Records provided

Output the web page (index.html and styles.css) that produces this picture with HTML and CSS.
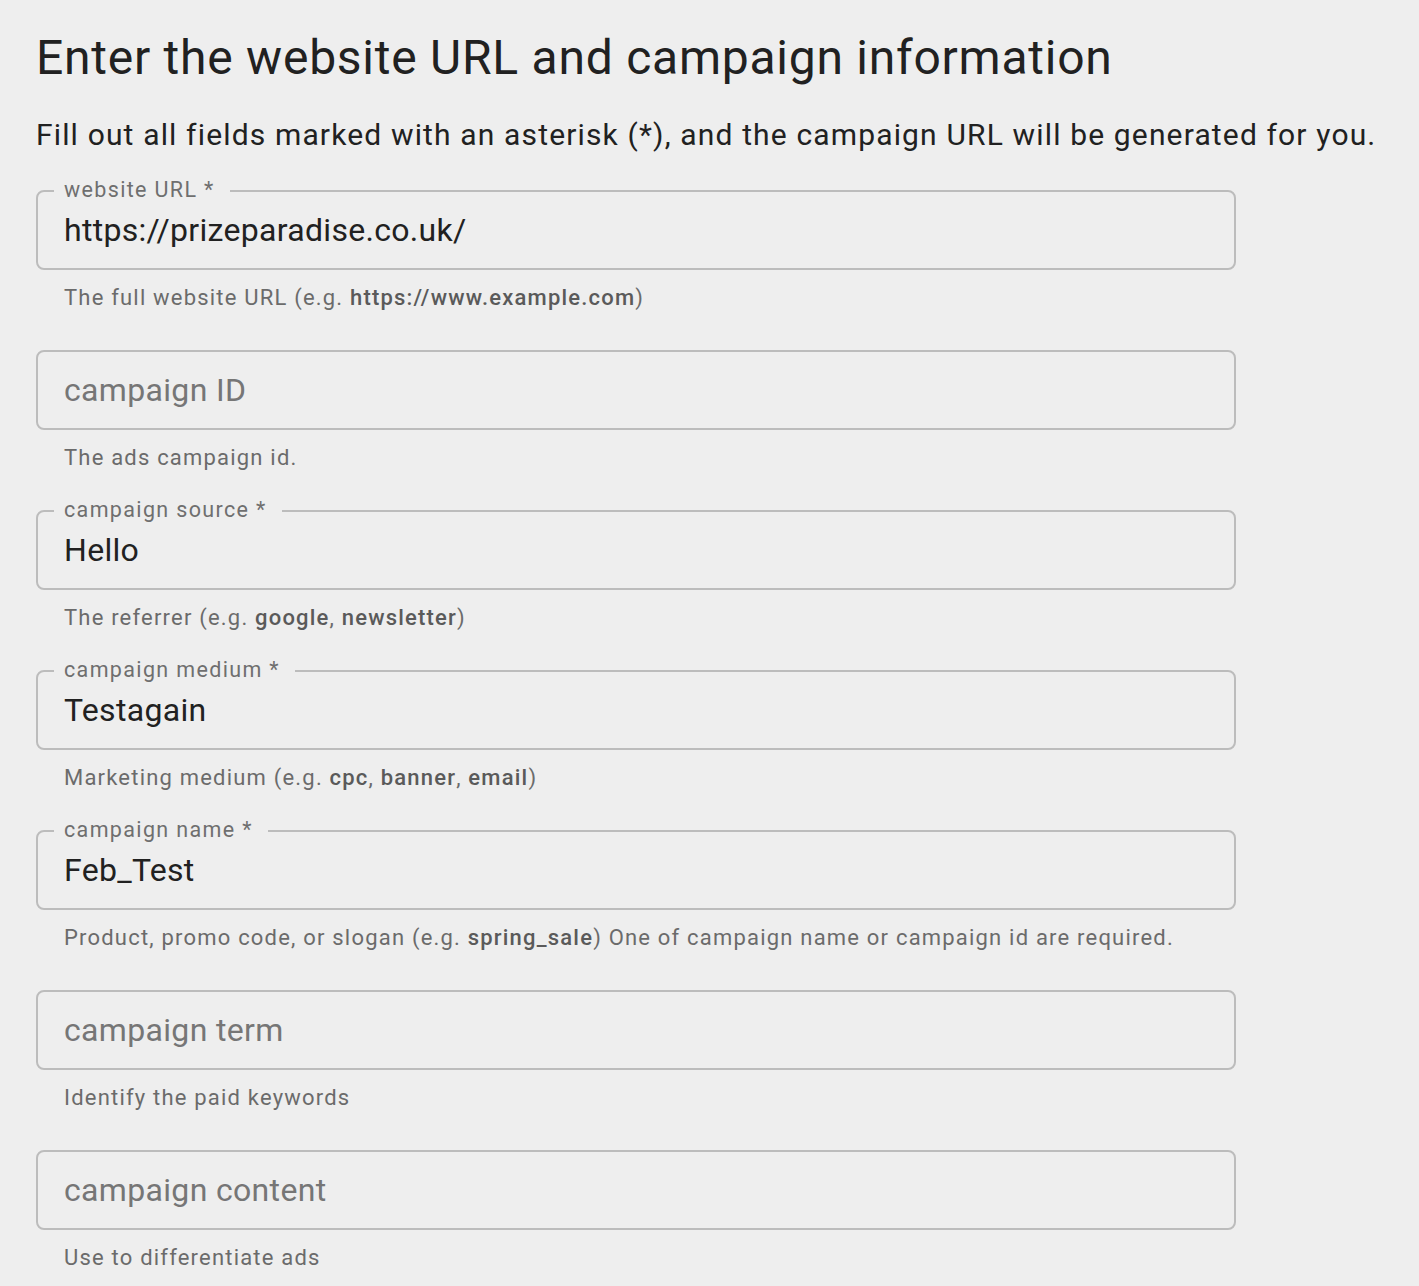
FILE: index.html
```html
<!DOCTYPE html>
<html lang="en">
<head>
<meta charset="utf-8">
<title>Campaign URL Builder</title>
<link rel="stylesheet" href="styles.css">
</head>
<body>
<main class="page">
  <h1 class="title">Enter the website URL and campaign information</h1>
  <p class="subtitle">Fill out all fields marked with an asterisk (*), and the campaign URL will be generated for you.</p>

  <div class="field">
    <div class="box">
      <span class="label">website URL *</span>
      <span class="value">https://prizeparadise.co.uk/</span>
    </div>
    <div class="helper">The full website URL (e.g. <b>https://www.example.com</b>)</div>
  </div>

  <div class="field">
    <div class="box">
      <span class="placeholder">campaign ID</span>
    </div>
    <div class="helper">The ads campaign id.</div>
  </div>

  <div class="field">
    <div class="box">
      <span class="label">campaign source *</span>
      <span class="value">Hello</span>
    </div>
    <div class="helper">The referrer (e.g. <b>google</b>, <b>newsletter</b>)</div>
  </div>

  <div class="field">
    <div class="box">
      <span class="label">campaign medium *</span>
      <span class="value">Testagain</span>
    </div>
    <div class="helper">Marketing medium (e.g. <b>cpc</b>, <b>banner</b>, <b>email</b>)</div>
  </div>

  <div class="field">
    <div class="box">
      <span class="label">campaign name *</span>
      <span class="value">Feb_Test</span>
    </div>
    <div class="helper">Product, promo code, or slogan (e.g. <b>spring_sale</b>) One of campaign name or campaign id are required.</div>
  </div>

  <div class="field">
    <div class="box">
      <span class="placeholder">campaign term</span>
    </div>
    <div class="helper">Identify the paid keywords</div>
  </div>

  <div class="field">
    <div class="box">
      <span class="placeholder">campaign content</span>
    </div>
    <div class="helper">Use to differentiate ads</div>
  </div>
</main>
</body>
</html>
```

FILE: styles.css
```css
html, body {
  margin: 0;
  padding: 0;
  background: #eeeeee;
}

body {
  font-family: Roboto, "Liberation Sans", Arial, sans-serif;
  color: #212121;
}

.page {
  padding: 30px 0 0 36px;
}

.title {
  margin: 0;
  font-size: 48px;
  line-height: 56px;
  font-weight: 400;
  letter-spacing: 0.75px;
  color: #212121;
}

.subtitle {
  margin: 31px 0 0 0;
  font-size: 30px;
  line-height: 36px;
  font-weight: 400;
  letter-spacing: 1.15px;
  color: #212121;
  white-space: nowrap;
}

.field {
  width: 1200px;
}

.subtitle + .field {
  margin-top: 37px;
}

.field + .field {
  margin-top: 38px;
}

.box {
  position: relative;
  box-sizing: border-box;
  height: 80px;
  border: 2px solid #bcbcbc;
  border-radius: 8px;
  display: flex;
  align-items: center;
  padding: 0 26px;
}

.label {
  position: absolute;
  left: 16px;
  top: -15px;
  padding: 0 15px 0 10px;
  background: #eeeeee;
  font-size: 21.5px;
  line-height: 26px;
  color: #6f6f6f;
  letter-spacing: 1.35px;
  white-space: nowrap;
}

.value {
  font-size: 32px;
  line-height: 40px;
  color: #212121;
  letter-spacing: 0.3px;
}

.placeholder {
  font-size: 32px;
  line-height: 40px;
  color: #767676;
  letter-spacing: 0.33px;
}

.helper {
  margin-top: 14px;
  padding-left: 28px;
  font-size: 22px;
  line-height: 28px;
  color: #6b6b6b;
  letter-spacing: 1.2px;
  white-space: nowrap;
}

.helper b {
  font-weight: 500;
  color: #5a5a5a;
}
```
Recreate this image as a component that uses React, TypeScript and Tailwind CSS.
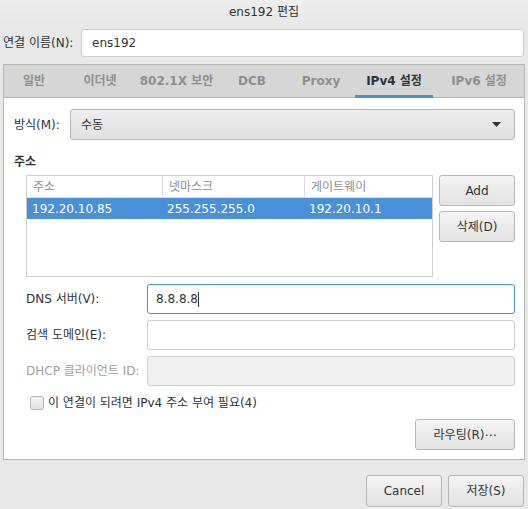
const font = "font-['DejaVu_Sans','Noto_Sans_CJK_KR',sans-serif]";

const tabs = [
  { label: "일반", w: "w-[60px]" },
  { label: "이더넷", w: "w-[72px]" },
  { label: "802.1X 보안", w: "w-[81px]" },
  { label: "DCB", w: "w-[70px]" },
  { label: "Proxy", w: "w-[68px]" },
  { label: "IPv4 설정", w: "w-[78px]", active: true },
  { label: "IPv6 설정", w: "w-[92px]" },
];

const Button = ({ children, className = "" }: { children: React.ReactNode; className?: string }) => (
  <div
    className={`flex items-center justify-center rounded-[3px] border border-[#b6b6b3] bg-gradient-to-b from-[#f4f4f4] to-[#e2e2e2] text-[12px] text-[#2e3436] shadow-[0_1px_0_rgba(255,255,255,0.8)] ${className}`}
  >
    {children}
  </div>
);

const Field = ({ label, value, focused, disabled }: { label: string; value?: string; focused?: boolean; disabled?: boolean }) => (
  <div className="flex items-center h-[30px]">
    <div className={`w-[121px] text-[12px] ${disabled ? "text-[#a0a0a0]" : "text-[#2e3436]"}`}>{label}</div>
    <div
      className={`flex-1 h-full rounded-[3px] border flex items-center px-[8px] text-[12px] text-[#2e3436] ${
        focused ? "border-[#4a90d9] bg-white" : disabled ? "border-[#cdcdcd] bg-[#f0f0f0]" : "border-[#cdcdcd] bg-white"
      }`}
    >
      {value}
      {focused && <span className="w-px h-[15px] bg-[#2e3436]" />}
    </div>
  </div>
);

export default function App() {
  return (
    <div className={`w-[528px] h-[509px] bg-[#e8e8e8] flex flex-col overflow-hidden ${font}`}>
      {/* title bar */}
      <div className="h-[24px] flex items-center justify-center text-[12px] text-[#2e3436] bg-gradient-to-b from-[#eeeeee] to-[#e8e8e8]">
        ens192 편집
      </div>

      {/* connection name */}
      <div className="flex items-center mt-[5px] pl-[3px] pr-[4px] h-[28px]">
        <div className="w-[78px] text-[12px] text-[#2e3436]">연결 이름(N):</div>
        <div className="flex-1 h-full rounded-[3px] border border-[#cdcdcd] bg-white flex items-center px-[10px] text-[12px] text-[#2e3436]">
          ens192
        </div>
      </div>

      {/* notebook */}
      <div className="mt-[7px] mx-[3px] w-[522px] flex flex-col border border-[#b6b6b3]">
        <div className="flex h-[33px] bg-[#d6d6d6] border-b border-[#b6b6b3]">
          {tabs.map((t) => (
            <div
              key={t.label}
              className={`${t.w} shrink-0 flex items-center justify-center text-[12px] font-bold relative ${
                t.active ? "text-[#2e3436]" : "text-[#8f8f8f]"
              }`}
            >
              {t.label}
              {t.active && <div className="absolute left-0 right-0 bottom-[-1px] h-[3px] bg-[#4a90d9]" />}
            </div>
          ))}
        </div>

        <div className="h-[361px] bg-white flex flex-col pl-[10px] pr-[9px] pt-[11px]">
          {/* method */}
          <div className="flex items-center h-[31px]">
            <div className="w-[56px] text-[12px] text-[#2e3436]">방식(M):</div>
            <div className="flex-1 h-full rounded-[3px] border border-[#b6b6b3] bg-gradient-to-b from-[#eeeeee] to-[#e0e0e0] flex items-center justify-between pl-[10px] pr-[13px] text-[12px] text-[#2e3436]">
              <span>수동</span>
              <svg width="9" height="5" viewBox="0 0 9 5">
                <path d="M0 0h9L4.5 5z" fill="#2e3436" />
              </svg>
            </div>
          </div>

          <div className="mt-[13px] text-[12px] font-bold text-[#2e3436]">주소</div>

          {/* address table + buttons */}
          <div className="flex mt-[4px] pl-[12px] gap-[6px]">
            <div className="w-[407px] h-[102px] border border-[#cdcdcd] bg-white flex flex-col text-[12px]">
              <div className="flex h-[22px] border-b border-[#dcdcdc] text-[#8f8f8f]">
                <div className="w-[135px] px-[6px] flex items-center">주소</div>
                <div className="w-[142px] px-[6px] flex items-center border-l border-[#dcdcdc]">넷마스크</div>
                <div className="flex-1 px-[6px] flex items-center border-l border-[#dcdcdc]">게이트웨이</div>
              </div>
              <div className="flex h-[21px] bg-[#4a90d9] text-white">
                <div className="w-[135px] px-[5px] flex items-center">192.20.10.85</div>
                <div className="w-[142px] px-[5px] flex items-center">255.255.255.0</div>
                <div className="flex-1 px-[5px] flex items-center">192.20.10.1</div>
              </div>
            </div>
            <div className="flex flex-col gap-[5px]">
              <Button className="w-[76px] h-[31px]">Add</Button>
              <Button className="w-[76px] h-[31px]">삭제(D)</Button>
            </div>
          </div>

          {/* fields */}
          <div className="flex flex-col gap-[6px] mt-[7px] pl-[12px]">
            <Field label="DNS 서버(V):" value="8.8.8.8" focused />
            <Field label="검색 도메인(E):" />
            <Field label="DHCP 클라이언트 ID:" disabled />
          </div>

          <div className="flex items-center mt-[8px] pl-[16px] gap-[4px] text-[12px] text-[#2e3436]">
            <div className="w-[14px] h-[14px] rounded-[3px] border border-[#b6b6b3] bg-gradient-to-b from-[#f4f4f4] to-[#e2e2e2]" />
            <span>이 연결이 되려면 IPv4 주소 부여 필요(4)</span>
          </div>

          <div className="flex justify-end mt-[7px]">
            <Button className="w-[100px] h-[31px]">라우팅(R)⋯</Button>
          </div>
        </div>
      </div>

      {/* dialog buttons */}
      <div className="flex justify-end gap-[6px] mt-[15px] pr-[4px]">
        <Button className="w-[76px] h-[32px]">Cancel</Button>
        <Button className="w-[76px] h-[32px]">저장(S)</Button>
      </div>
    </div>
  );
}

What is asked
Search the entries for the word "React", then list each line that holds it.

Correct answer
Recreate this image as a component that uses React, TypeScript and Tailwind CSS.
const Button = ({ children, className = "" }: { children: React.ReactNode; className?: string }) => (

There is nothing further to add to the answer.